There are pros and cons with all methods but, in brief, offline programming is plainly more challenging to develop and commission initially because it is remote programming. However, once successfully completed, the robot programs can be easily reissued for subsequent identical systems (OEM type applications). Online programming offers better commissioning flexibility and accommodates varying application criteria, such as mechanical dimension repeatability.
NBR: How was the robot programmed in the project for KUKA?
SC: We used an online, point-to-point teaching technique, KUKA provided a teach pendant that we used to programme the robot. In effect, we showed the robot how to execute a task and it ‘remembered’ how to do it next time. The first step in the engineering exercise is to create a program file. Then, secondly, to begin teaching the robot the various positions needed to execute its task. As I mentioned earlier, the programmer works the robot through its task manually then, using the teach command, it ‘remembers’ the inputs, statuses and how to act on these inputs once automated.
NBR: What is the connection between industrial robots and servo control?
SC: Articulated robots need servo control systems to provide what are, in effect, the robot's muscles!
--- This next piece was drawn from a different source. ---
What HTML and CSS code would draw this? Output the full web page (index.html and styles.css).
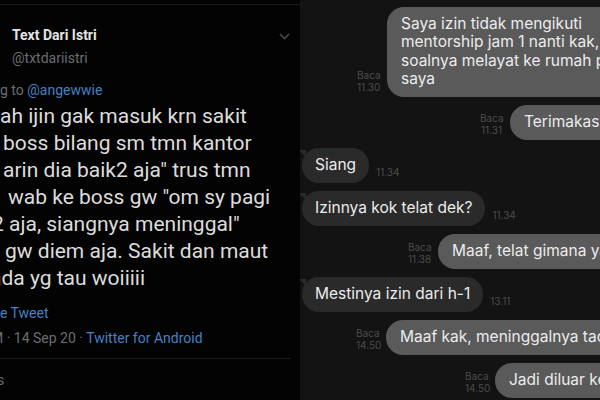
FILE: index.html
```html
<!DOCTYPE html>
<html lang="id">
<head>
    <meta charset="UTF-8">
    <meta name="viewport" content="width=device-width, initial-scale=1.0">
    <title>Text Dari Istri</title>
    <link rel="stylesheet" href="styles.css">
</head>
<body>
    <div class="page">
        <section class="tweet">
            <div class="tweet-rule"></div>
            <div class="tweet-head">
                <div class="author">
                    <div class="author-name">Text Dari Istri</div>
                    <div class="author-handle">@txtdariistri</div>
                </div>
                <svg class="chevron" width="11" height="7" viewBox="0 0 11 7">
                    <polyline points="1,1 5.5,5.5 10,1" fill="none" stroke="#4a4a4a" stroke-width="1.6"/>
                </svg>
            </div>
            <div class="reply-to">g to <span class="link">@angewwie</span></div>

            <div class="tweet-body">
                <div class="ln">ah ijin gak masuk krn sakit</div>
                <div class="ln in-3">boss bilang sm tmn kantor</div>
                <div class="ln in-3">arin dia baik2 aja" trus tmn</div>
                <div class="ln in-8">wab ke boss gw "om sy pagi</div>
                <div class="ln out-8">2 aja, siangnya meninggal"</div>
                <div class="ln in-5">gw diem aja. Sakit dan maut</div>
                <div class="ln out-10">ada yg tau woiiiii</div>
            </div>

            <div class="tweet-more">e Tweet</div>
            <div class="tweet-meta">M · 14 Sep 20 · <span class="link">Twitter for Android</span></div>
            <div class="tweet-rule-bottom"></div>
            <div class="tweet-stats">s</div>
        </section>

        <section class="chat">
            <div class="msg sent s1">
                <div class="meta">Baca<br>11.30</div>
                <div class="bubble">Saya izin tidak mengikuti<br>mentorship jam 1 nanti kak,<br>soalnya melayat ke rumah pembina<br>saya</div>
            </div>
            <div class="msg sent s2">
                <div class="meta">Baca<br>11.31</div>
                <div class="bubble">Terimakasih kak</div>
            </div>
            <div class="msg received">
                <div class="bubble">Siang</div>
                <div class="time">11.34</div>
            </div>
            <div class="msg received">
                <div class="bubble">Izinnya kok telat dek?</div>
                <div class="time">11.34</div>
            </div>
            <div class="msg sent s5">
                <div class="meta">Baca<br>11.38</div>
                <div class="bubble">Maaf, telat gimana ya kak?</div>
            </div>
            <div class="msg received">
                <div class="bubble">Mestinya izin dari h-1</div>
                <div class="time">13.11</div>
            </div>
            <div class="msg sent s7">
                <div class="meta">Baca<br>14.50</div>
                <div class="bubble">Maaf kak, meninggalnya tadi pagi</div>
            </div>
            <div class="msg sent s8">
                <div class="meta">Baca<br>14.50</div>
                <div class="bubble">Jadi diluar kendali saya</div>
            </div>
        </section>
    </div>
</body>
</html>
```

FILE: styles.css
```css
body {
    margin: 0;
    background: #131313;
}
.page {
    display: flex;
    width: 600px;
    height: 400px;
    overflow: hidden;
}

/* tweet (left) */
.tweet {
    width: 300px;
    flex: none;
    background: #030303;
    overflow: hidden;
    font-family: Roboto, "Liberation Sans", sans-serif;
    white-space: nowrap;
}
.tweet-rule {
    height: 4px;
    border-bottom: 1px solid #1c1c1c;
}
.tweet-head {
    display: flex;
    justify-content: space-between;
    padding: 20px 10px 0 12px;
}
.author-name {
    font-size: 14px;
    font-weight: 700;
    line-height: 20px;
    color: #e4e4e4;
}
.author-handle {
    margin-top: 3px;
    font-size: 14px;
    line-height: 20px;
    color: #6a6e72;
}
.chevron {
    margin-top: 8px;
}
.reply-to {
    margin-top: 12px;
    font-size: 14px;
    line-height: 20px;
    color: #6a6e72;
}
.link {
    color: #4581c3;
}
.tweet-body {
    margin-top: 3px;
    font-size: 21px;
    line-height: 27px;
    color: #dcdcdc;
}
.in-3 { text-indent: 3px; }
.in-5 { text-indent: 5px; }
.in-8 { text-indent: 8px; }
.out-8 { text-indent: -8px; }
.out-10 { text-indent: -10px; }
.tweet-more {
    margin-top: 11px;
    font-size: 14px;
    line-height: 20px;
    color: #4581c3;
}
.tweet-meta {
    margin-top: 5px;
    font-size: 14px;
    line-height: 20px;
    color: #6a6e72;
    text-indent: -9px;
}
.tweet-rule-bottom {
    margin: 10px 10px 0 0;
    border-top: 1px solid #1c1c1c;
}
.tweet-stats {
    margin-top: 11px;
    font-size: 14px;
    line-height: 20px;
    color: #6a6e72;
    text-indent: -3px;
}

/* chat (right) */
.chat {
    flex: none;
    width: 300px;
    padding-top: 6.5px;
    display: flex;
    flex-direction: column;
    gap: 8.5px;
    overflow: hidden;
    font-family: Inter, "Noto Sans", sans-serif;
}
.msg {
    display: flex;
    align-items: flex-end;
    gap: 7px;
}
.bubble {
    flex: none;
    padding: 8px 14px;
    font-size: 15.5px;
    line-height: 18.5px;
    color: #ececec;
    border-radius: 17px;
    white-space: nowrap;
}
.sent .bubble {
    background: #5a5a5b;
}
.received .bubble {
    position: relative;
    margin-left: 2px;
    padding: 8px 13px;
    background: #2a2a2a;
}
.received .bubble::before {
    content: "";
    position: absolute;
    left: -3px;
    top: 2px;
    border-top: 7px solid #2a2a2a;
    border-left: 7px solid transparent;
}
.meta {
    flex: none;
    width: 23px;
    padding-bottom: 3px;
    font-size: 10px;
    line-height: 12.5px;
    color: #4b4b4b;
    text-align: center;
}
.time {
    padding-bottom: 4px;
    font-size: 10px;
    line-height: 12.5px;
    color: #4b4b4b;
}
.s1 { margin-left: 57px; }
.s2 { margin-left: 180px; }
.s5 { margin-left: 108px; }
.s7 { margin-left: 56px; }
.s8 { margin-left: 165px; }
```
So, what is servo control? If you excite a DC motor, or connect it to a battery, it will spin. If you connect two batteries (to excite it with a higher voltage), it will spin faster. Now, imagine that you tell the motor to turn precisely 180 degrees (1/2 revolution) and hold that position no matter how many batteries there are, then that point-to-point movement is typical of a servo control application. Central to the task of servo control is the concept of closed loop feedback. A closed loop control system relies on a feedback signal for the controlling element to regulate the system. Consider what happens when you are driving your car.
For highly repetitive tasks, robots never get ‘tired’ or ‘bored.’ How could they?
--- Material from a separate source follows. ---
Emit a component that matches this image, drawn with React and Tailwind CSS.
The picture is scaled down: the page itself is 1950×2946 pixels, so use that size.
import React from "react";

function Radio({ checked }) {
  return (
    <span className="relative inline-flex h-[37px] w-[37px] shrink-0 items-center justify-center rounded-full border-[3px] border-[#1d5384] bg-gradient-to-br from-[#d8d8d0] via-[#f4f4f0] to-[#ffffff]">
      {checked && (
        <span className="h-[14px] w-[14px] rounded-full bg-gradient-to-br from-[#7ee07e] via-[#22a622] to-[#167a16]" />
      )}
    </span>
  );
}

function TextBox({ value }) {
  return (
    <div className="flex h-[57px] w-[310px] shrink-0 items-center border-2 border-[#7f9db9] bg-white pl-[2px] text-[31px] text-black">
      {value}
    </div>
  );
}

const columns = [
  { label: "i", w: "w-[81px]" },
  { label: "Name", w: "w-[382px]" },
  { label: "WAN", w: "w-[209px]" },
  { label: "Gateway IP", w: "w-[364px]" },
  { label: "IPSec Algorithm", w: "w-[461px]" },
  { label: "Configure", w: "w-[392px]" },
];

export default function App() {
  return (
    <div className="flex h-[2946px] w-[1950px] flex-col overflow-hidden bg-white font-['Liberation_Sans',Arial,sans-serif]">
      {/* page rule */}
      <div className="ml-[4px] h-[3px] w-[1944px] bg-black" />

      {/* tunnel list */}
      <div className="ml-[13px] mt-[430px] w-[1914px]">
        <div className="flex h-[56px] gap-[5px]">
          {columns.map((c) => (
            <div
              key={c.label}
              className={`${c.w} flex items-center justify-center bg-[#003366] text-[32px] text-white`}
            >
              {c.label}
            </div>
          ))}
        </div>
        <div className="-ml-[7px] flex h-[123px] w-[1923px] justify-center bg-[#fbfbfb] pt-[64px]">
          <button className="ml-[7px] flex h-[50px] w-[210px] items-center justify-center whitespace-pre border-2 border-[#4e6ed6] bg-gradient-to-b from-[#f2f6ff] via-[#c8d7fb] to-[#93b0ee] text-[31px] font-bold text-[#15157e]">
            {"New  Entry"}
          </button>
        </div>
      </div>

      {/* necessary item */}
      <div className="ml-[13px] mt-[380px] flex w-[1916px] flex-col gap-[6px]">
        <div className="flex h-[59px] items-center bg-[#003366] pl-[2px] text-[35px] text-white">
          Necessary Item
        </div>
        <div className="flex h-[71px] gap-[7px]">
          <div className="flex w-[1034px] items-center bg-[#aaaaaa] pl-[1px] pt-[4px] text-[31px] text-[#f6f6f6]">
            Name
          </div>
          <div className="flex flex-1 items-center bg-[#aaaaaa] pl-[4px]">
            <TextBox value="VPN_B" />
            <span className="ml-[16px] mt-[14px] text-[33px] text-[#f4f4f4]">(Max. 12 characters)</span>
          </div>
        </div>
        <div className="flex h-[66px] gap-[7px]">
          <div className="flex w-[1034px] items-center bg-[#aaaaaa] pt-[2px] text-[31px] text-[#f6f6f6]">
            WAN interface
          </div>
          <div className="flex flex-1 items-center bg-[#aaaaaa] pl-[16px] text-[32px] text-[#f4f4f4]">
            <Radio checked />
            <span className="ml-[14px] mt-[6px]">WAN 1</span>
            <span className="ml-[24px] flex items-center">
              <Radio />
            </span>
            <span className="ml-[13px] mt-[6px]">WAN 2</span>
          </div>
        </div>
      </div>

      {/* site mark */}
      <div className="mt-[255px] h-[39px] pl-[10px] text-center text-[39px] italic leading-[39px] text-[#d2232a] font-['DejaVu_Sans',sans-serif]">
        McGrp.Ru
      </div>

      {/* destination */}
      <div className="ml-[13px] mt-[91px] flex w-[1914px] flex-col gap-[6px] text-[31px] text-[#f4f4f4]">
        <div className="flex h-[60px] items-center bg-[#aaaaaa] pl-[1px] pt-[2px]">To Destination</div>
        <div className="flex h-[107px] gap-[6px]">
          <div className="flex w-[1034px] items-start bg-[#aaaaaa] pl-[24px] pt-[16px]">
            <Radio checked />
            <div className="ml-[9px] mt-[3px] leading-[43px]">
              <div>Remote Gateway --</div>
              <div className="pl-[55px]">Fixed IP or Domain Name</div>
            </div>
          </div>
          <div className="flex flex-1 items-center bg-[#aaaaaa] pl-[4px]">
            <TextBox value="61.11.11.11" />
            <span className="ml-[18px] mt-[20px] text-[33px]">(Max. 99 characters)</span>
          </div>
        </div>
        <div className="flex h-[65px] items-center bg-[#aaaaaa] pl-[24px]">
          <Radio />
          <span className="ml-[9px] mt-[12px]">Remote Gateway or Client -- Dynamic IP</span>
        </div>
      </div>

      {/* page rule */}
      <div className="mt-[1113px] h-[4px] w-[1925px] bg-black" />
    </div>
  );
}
As you accelerate towards a certain speed, say 30 mph, as the driver (or the intelligent controller of the vehicle), you read the speedometer and regulate the engine power (using the accelerator pedal) to achieve and then maintain the desired 30 mph speed. Without the speedometer feedback medium, the controller would not be able to accurately control the vehicle. Position feedback in a servo control system works in a similar fashion. The servo controller having a desired position to which the motor must move to, and using a corresponding position feedback sensor that tells the motor what its actual position is. In a well tuned control system, the motor will get to exactly the right position and then will turn no more until it is commanded to a new desired position.
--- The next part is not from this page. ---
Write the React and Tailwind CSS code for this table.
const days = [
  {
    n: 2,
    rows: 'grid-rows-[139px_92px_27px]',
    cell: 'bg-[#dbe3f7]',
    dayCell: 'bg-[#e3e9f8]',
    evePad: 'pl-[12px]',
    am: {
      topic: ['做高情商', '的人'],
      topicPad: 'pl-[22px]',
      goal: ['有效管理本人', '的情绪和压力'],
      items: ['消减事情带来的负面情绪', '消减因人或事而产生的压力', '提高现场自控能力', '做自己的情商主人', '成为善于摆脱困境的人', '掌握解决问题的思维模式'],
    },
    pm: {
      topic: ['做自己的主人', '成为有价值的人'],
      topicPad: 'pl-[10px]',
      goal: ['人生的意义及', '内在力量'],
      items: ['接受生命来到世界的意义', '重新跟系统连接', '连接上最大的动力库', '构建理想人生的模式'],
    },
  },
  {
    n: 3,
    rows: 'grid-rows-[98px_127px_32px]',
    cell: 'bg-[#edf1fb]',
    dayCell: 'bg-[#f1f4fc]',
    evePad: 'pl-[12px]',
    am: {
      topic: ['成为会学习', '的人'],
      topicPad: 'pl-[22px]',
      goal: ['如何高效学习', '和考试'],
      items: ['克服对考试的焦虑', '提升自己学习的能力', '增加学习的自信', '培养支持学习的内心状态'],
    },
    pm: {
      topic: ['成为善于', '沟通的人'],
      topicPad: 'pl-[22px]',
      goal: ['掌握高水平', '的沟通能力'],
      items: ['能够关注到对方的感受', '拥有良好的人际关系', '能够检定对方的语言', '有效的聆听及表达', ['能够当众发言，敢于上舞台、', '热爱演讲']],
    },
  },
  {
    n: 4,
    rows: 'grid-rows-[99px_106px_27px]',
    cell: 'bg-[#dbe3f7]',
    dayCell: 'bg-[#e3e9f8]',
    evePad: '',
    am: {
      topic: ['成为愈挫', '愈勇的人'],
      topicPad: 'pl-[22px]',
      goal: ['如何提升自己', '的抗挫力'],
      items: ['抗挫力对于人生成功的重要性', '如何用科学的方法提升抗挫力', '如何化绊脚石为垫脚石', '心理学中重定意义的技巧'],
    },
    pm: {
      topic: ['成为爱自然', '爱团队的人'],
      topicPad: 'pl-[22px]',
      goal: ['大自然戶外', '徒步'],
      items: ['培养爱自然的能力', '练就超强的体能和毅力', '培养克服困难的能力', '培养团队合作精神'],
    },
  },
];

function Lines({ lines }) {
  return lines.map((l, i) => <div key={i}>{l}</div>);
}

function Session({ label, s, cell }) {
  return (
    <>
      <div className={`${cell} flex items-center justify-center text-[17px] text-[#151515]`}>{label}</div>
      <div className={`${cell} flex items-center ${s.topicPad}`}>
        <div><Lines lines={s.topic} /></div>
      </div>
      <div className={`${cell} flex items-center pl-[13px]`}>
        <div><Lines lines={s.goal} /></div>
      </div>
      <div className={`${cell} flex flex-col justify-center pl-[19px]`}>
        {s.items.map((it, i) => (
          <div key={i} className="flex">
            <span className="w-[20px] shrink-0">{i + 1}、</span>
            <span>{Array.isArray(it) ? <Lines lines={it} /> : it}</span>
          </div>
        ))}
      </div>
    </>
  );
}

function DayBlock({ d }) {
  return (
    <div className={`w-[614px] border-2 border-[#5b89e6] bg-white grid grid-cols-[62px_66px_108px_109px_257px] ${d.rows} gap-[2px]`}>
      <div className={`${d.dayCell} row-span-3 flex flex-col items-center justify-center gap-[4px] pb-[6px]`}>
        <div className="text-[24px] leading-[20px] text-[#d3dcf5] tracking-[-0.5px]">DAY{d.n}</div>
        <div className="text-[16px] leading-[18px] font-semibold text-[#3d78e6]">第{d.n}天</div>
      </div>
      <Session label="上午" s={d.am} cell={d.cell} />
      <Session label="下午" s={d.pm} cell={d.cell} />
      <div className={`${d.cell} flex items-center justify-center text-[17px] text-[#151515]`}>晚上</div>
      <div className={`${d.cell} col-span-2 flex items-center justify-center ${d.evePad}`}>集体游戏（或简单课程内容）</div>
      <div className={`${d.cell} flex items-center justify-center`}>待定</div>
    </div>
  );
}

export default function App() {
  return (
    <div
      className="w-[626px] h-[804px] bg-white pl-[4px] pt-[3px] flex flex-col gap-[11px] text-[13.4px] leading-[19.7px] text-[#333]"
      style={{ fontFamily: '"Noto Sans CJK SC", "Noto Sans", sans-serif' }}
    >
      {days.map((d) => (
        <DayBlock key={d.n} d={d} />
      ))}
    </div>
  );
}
NBR: Finally, what do you think are the main benefits of employing industrial robots and are there any disadvantages?
SC: Robots can flawlessly execute hard tasks such as laser cutting and thermal adhesion. Owing to their high speeds, companies achieve better production rates. Improved safety is another advantage; fewer workers get hurt in the manufacturing process. For highly repetitive tasks, robots never get ‘tired’ or ‘bored.’ How could they? One major drawback, however, is that more people are made redundant. The demand for human labour is significantly decreased but that is the only socially negative impact of employing industrial robots.